Окружение в Кембридже было намного приятнее для меня, чем окружение в Гарварде. Кембридж весь был поглощен наукой. Делать вид, что тебя не интересуют научные проблемы было sine qua none[41] жизни респектабельного гарвардского ученого, в Кембридже же это было общепринятой и интересной игрой, смысл которой заключался в том, что, оставаясь один, ты должен был усердно трудиться, однако же в обществе должен делать вид, что ты к этому абсолютно равнодушен. Более того, в Гарварде эксцентричность и индивидуальность всегда вызывали неприязнь, а в Кембридже, как я уже говорил, эксцентричность ценится столь высоко, что те, кому она не присуща, вынуждены напускать ее на себя ради соблюдения приличий.
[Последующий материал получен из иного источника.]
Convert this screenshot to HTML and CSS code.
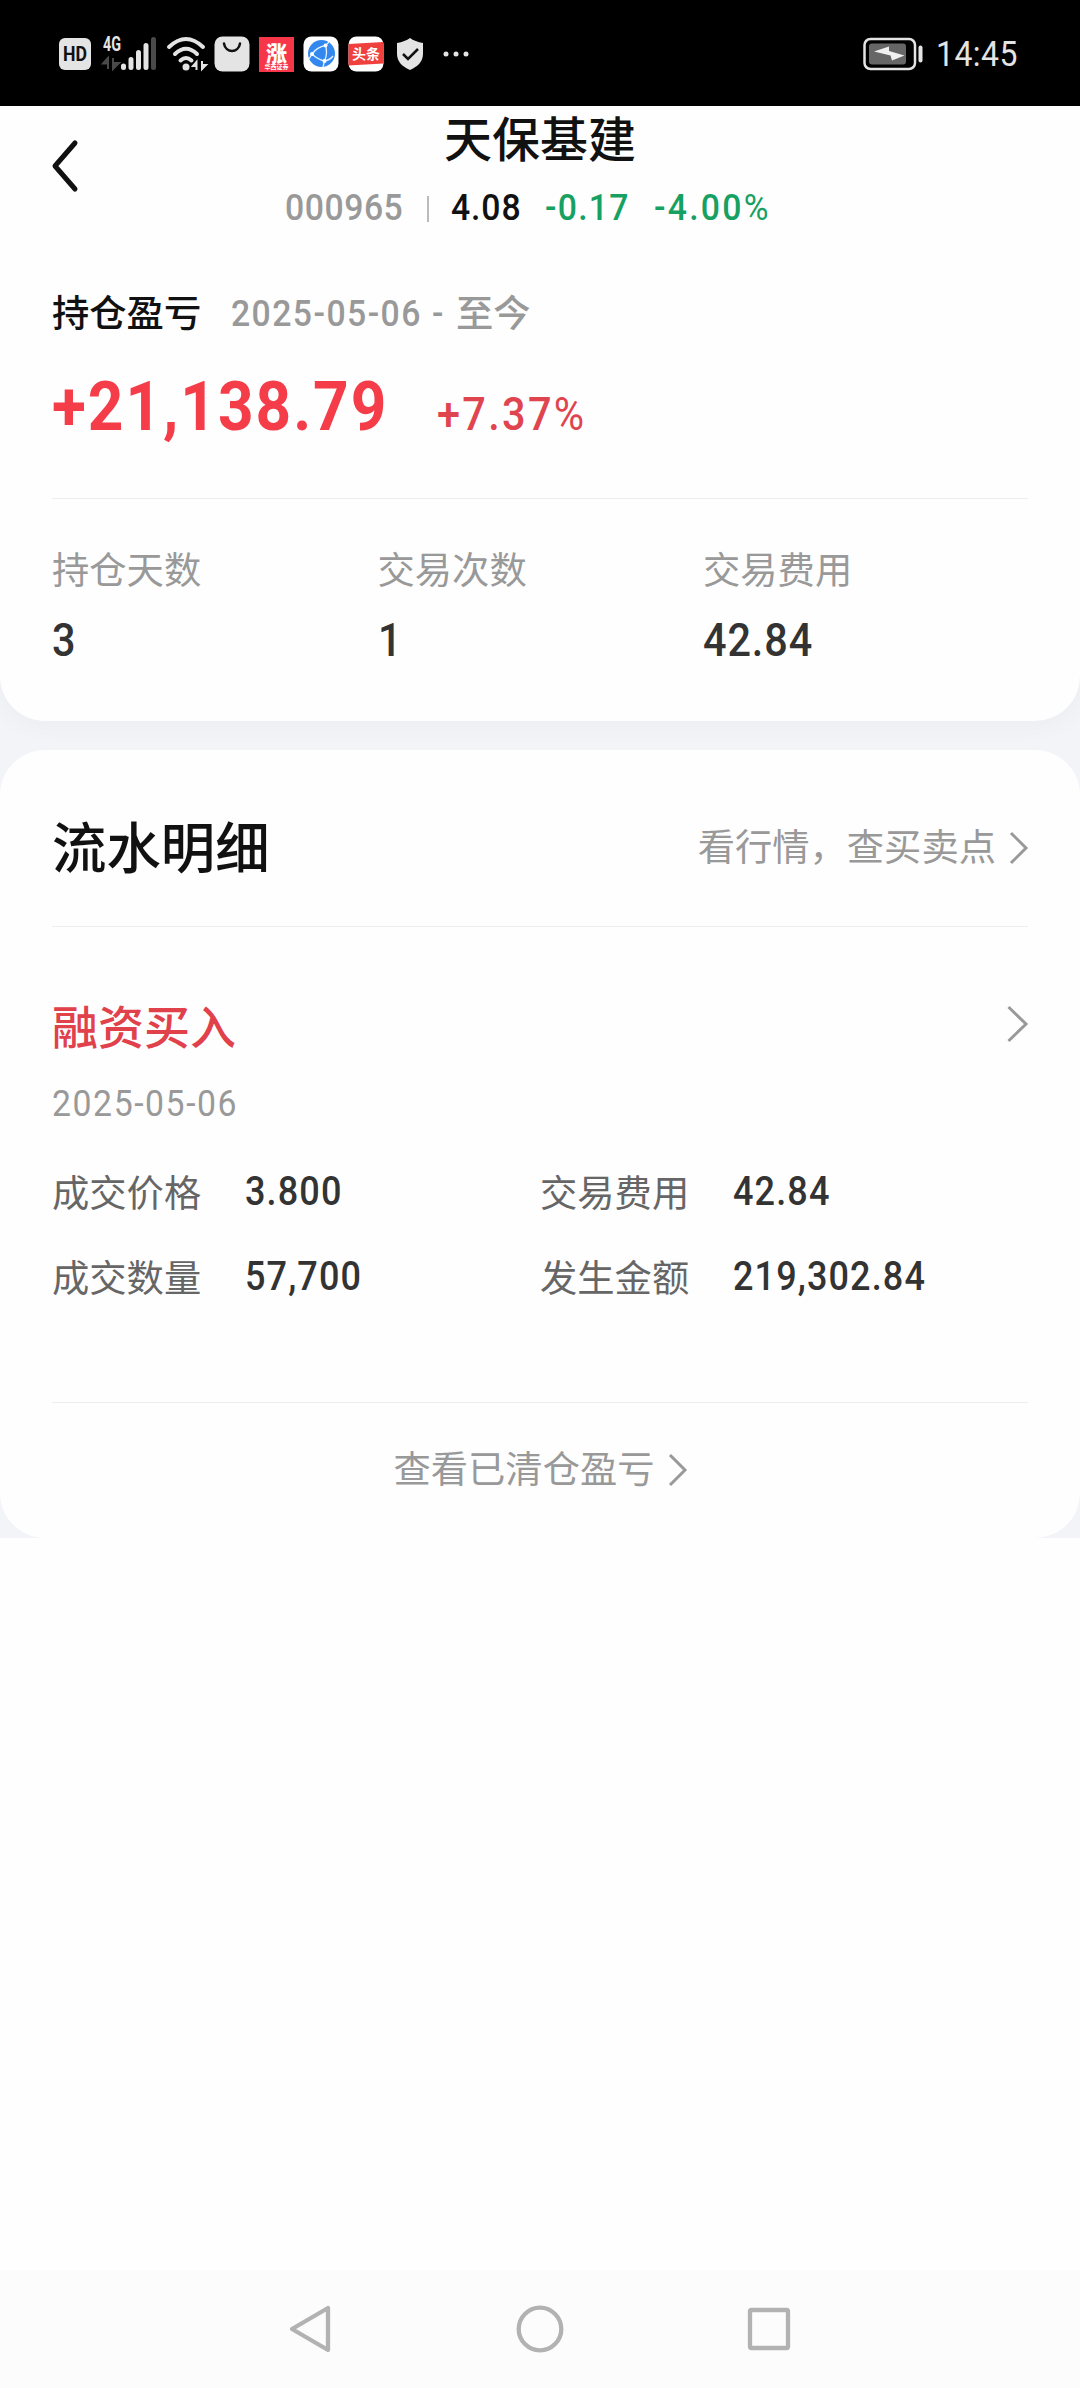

Таким образом, когда наступил декабрь, и я отправился в Мюнхен, чтобы провести рождественские каникулы с семьей, я был и счастлив, и чувствовал себя так хорошо, как никогда прежде. Путешествие было забавным. Я пересек континент по гарвичскому пути и неплохо провел время на протяжении всего путешествия. Я проснулся задолго до рассвета, чтобы увидеть сигнальные огни Голландии, и испытал приятную растерянность, услышав голландскую речь носильщиков. Я позавтракал на большом, пустынном железнодорожном вокзале, где каждый звук вызывал гулкое эхо, и рассвет застал меня уже по дороге в Роттердам. Не знаю, с помощью ли английского, или плохого немецкого, или жестов мне удалось убедить носильщика перевести мои вещи на тележке через весь город на другую станцию, и вскоре я обнаружил себя направлявшимся в Кельн, неудобно расположившегося в купе третьего класса с герметично закрытыми окнами, в атмосфере, состоявшей наполовину из запахов коммивояжеров и запаха табачного дыма.
Я приехал в Кельн немногим позже полудня и устроился в очень дешевом отеле, который, как мне теперь кажется, был ни чем иным, как домом для официантов. В тот день я уже не мог продолжить свой путь в Мюнхен, так что я пошел прогуляться по городу и попытался соотнести мои свежие впечатления с воспоминаниями о путешествии в детские годы, более одиннадцати лет назад. Я обнаружил, что в действительности очень многое сохранилось в памяти: например, станция, мост и собор.